If you have spent many a sleepless night
tossing and turning ’til dawn’s early light,
wondering if I’d e’er host another post,
take such worries off thy plate — they’re toast.

Yes, Brothers and Sisters, thy long wait is o’er.
I’m back, and who of you could ask for more
although I must confess
that most may ask for less. 😦

Never-the-less, Brothers and Sisters,
it is written in the stars that I must return to the scene of my rhymes and other crimes. It’s Kismet.

Notwithstanding the never-the-less, Brothers and Sisters, I digress.
I come here not to berhyme the Wrights, but to praise them.

Thus this follow-up to my May 17 post, THE DAY THE WRIGHTS DONE ME WRONG, because, by ancient axiom, it’s the Wright thing to do (If at first you don’t succeed, fly, fly again).
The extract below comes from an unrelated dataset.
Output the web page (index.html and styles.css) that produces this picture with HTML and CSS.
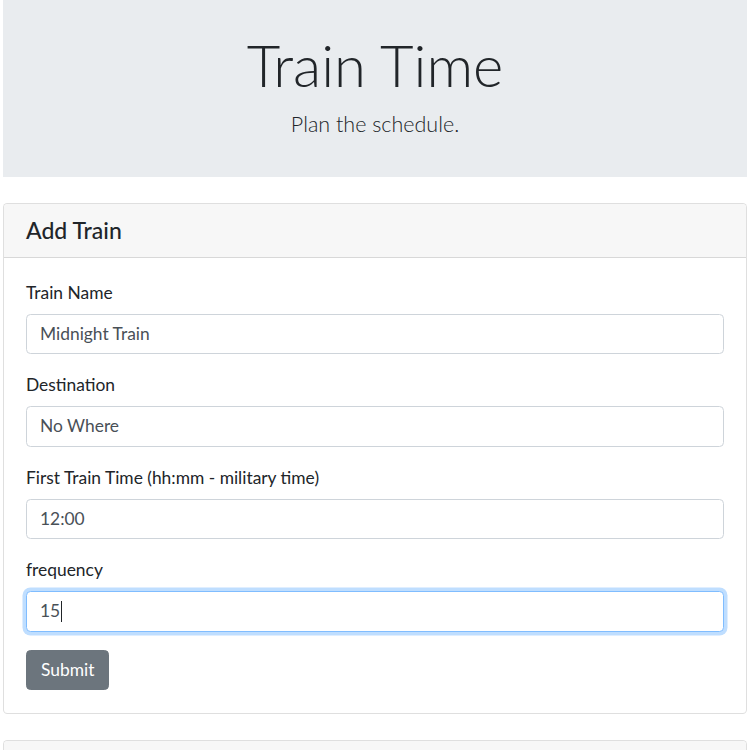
FILE: index.html
```html
<!DOCTYPE html>
<html lang="en">
<head>
<meta charset="utf-8">
<title>Train Time</title>
<link rel="stylesheet" href="styles.css">
</head>
<body>
<div class="page">
  <header class="jumbotron">
    <h1 class="display">Train Time</h1>
    <p class="lead">Plan the schedule.</p>
  </header>

  <section class="card">
    <div class="card-header"><h4 class="card-title">Add Train</h4></div>
    <form class="card-body">
      <div class="form-group">
        <label class="label">Train Name</label>
        <div class="form-control">Midnight Train</div>
      </div>
      <div class="form-group">
        <label class="label">Destination</label>
        <div class="form-control">No Where</div>
      </div>
      <div class="form-group">
        <label class="label">First Train Time (hh:mm - military time)</label>
        <div class="form-control">12:00</div>
      </div>
      <div class="form-group">
        <label class="label">frequency</label>
        <div class="form-control focused">15<span class="caret"></span></div>
      </div>
      <button type="button" class="btn">Submit</button>
    </form>
  </section>

  <section class="card card-next">
    <div class="card-header"><h4 class="card-title">&nbsp;</h4></div>
  </section>
</div>
</body>
</html>
```

FILE: styles.css
```css
* { box-sizing: border-box; }

html, body {
  margin: 0;
  padding: 0;
  background: #fff;
}

body {
  font-family: Lato, "Open Sans", "Liberation Sans", sans-serif;
  font-size: 17.4px;
  line-height: 1.5;
  color: #212529;
  overflow: hidden;
  height: 750px;
}

.page {
  padding: 0 3px;
}

.jumbotron {
  background: #e9ecef;
  padding: 29px 16px 37px;
  text-align: center;
  margin-bottom: 26px;
}

.display {
  margin: 0 0 7px;
  font-size: 58px;
  font-weight: 300;
  line-height: 72px;
  color: #212529;
}

.lead {
  margin: 0;
  font-size: 21.5px;
  font-weight: 300;
  line-height: 32px;
}

.card {
  border: 1px solid rgba(0, 0, 0, 0.125);
  border-radius: 4.5px;
  background: #fff;
  overflow: hidden;
}

.card-next {
  margin-top: 26px;
}

.card-header {
  background: #f7f7f7;
  border-bottom: 1px solid rgba(0, 0, 0, 0.125);
  padding: 12px 22px 12px;
}

.card-title {
  margin: 0;
  font-size: 23px;
  font-weight: 500;
  line-height: 28.5px;
}

.card-body {
  padding: 22px 22px 23px;
  display: flex;
  flex-direction: column;
  align-items: flex-start;
}

.form-group {
  width: 100%;
  margin-bottom: 18px;
  display: flex;
  flex-direction: column;
}

.label {
  display: block;
  margin-bottom: 8.5px;
  line-height: 25.5px;
}

.form-control {
  height: 40.5px;
  padding: 0 13px;
  display: flex;
  align-items: center;
  border: 1px solid #ced4da;
  border-radius: 4.5px;
  color: #495057;
  background: #fff;
}

.form-control.focused {
  border-color: #80bdff;
  box-shadow: 0 0 0 3.5px rgba(0, 123, 255, 0.25);
}

.caret {
  display: inline-block;
  width: 1px;
  height: 21px;
  margin-left: 1px;
  background: #212529;
}

.btn {
  font: inherit;
  height: 40.5px;
  padding: 0 14px;
  border: 1px solid #6c757d;
  border-radius: 4.5px;
  background: #6c757d;
  color: #fff;
  line-height: 1.5;
  cursor: pointer;
}
```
And if this discourse has the unintended consequence of being the sleep-aid you need to catch up on those zzzzz, the added benefit comes at no extra charge.

But I doubt that will be the case with THE WRIGHT BROTHERS, which, it so happens, is the title of a book I just finished reading (by my favorite historian, David McCullough). It’s no less than you’d expect from a Pulitzer Prize winning author: a masterful biography which (quoting from the dust cover) “draws on the immense riches of the Wright Papers, including personal diaries, notebooks, and more than a thousand letters from private family correspondence, to tell the human side of a profoundly American story.”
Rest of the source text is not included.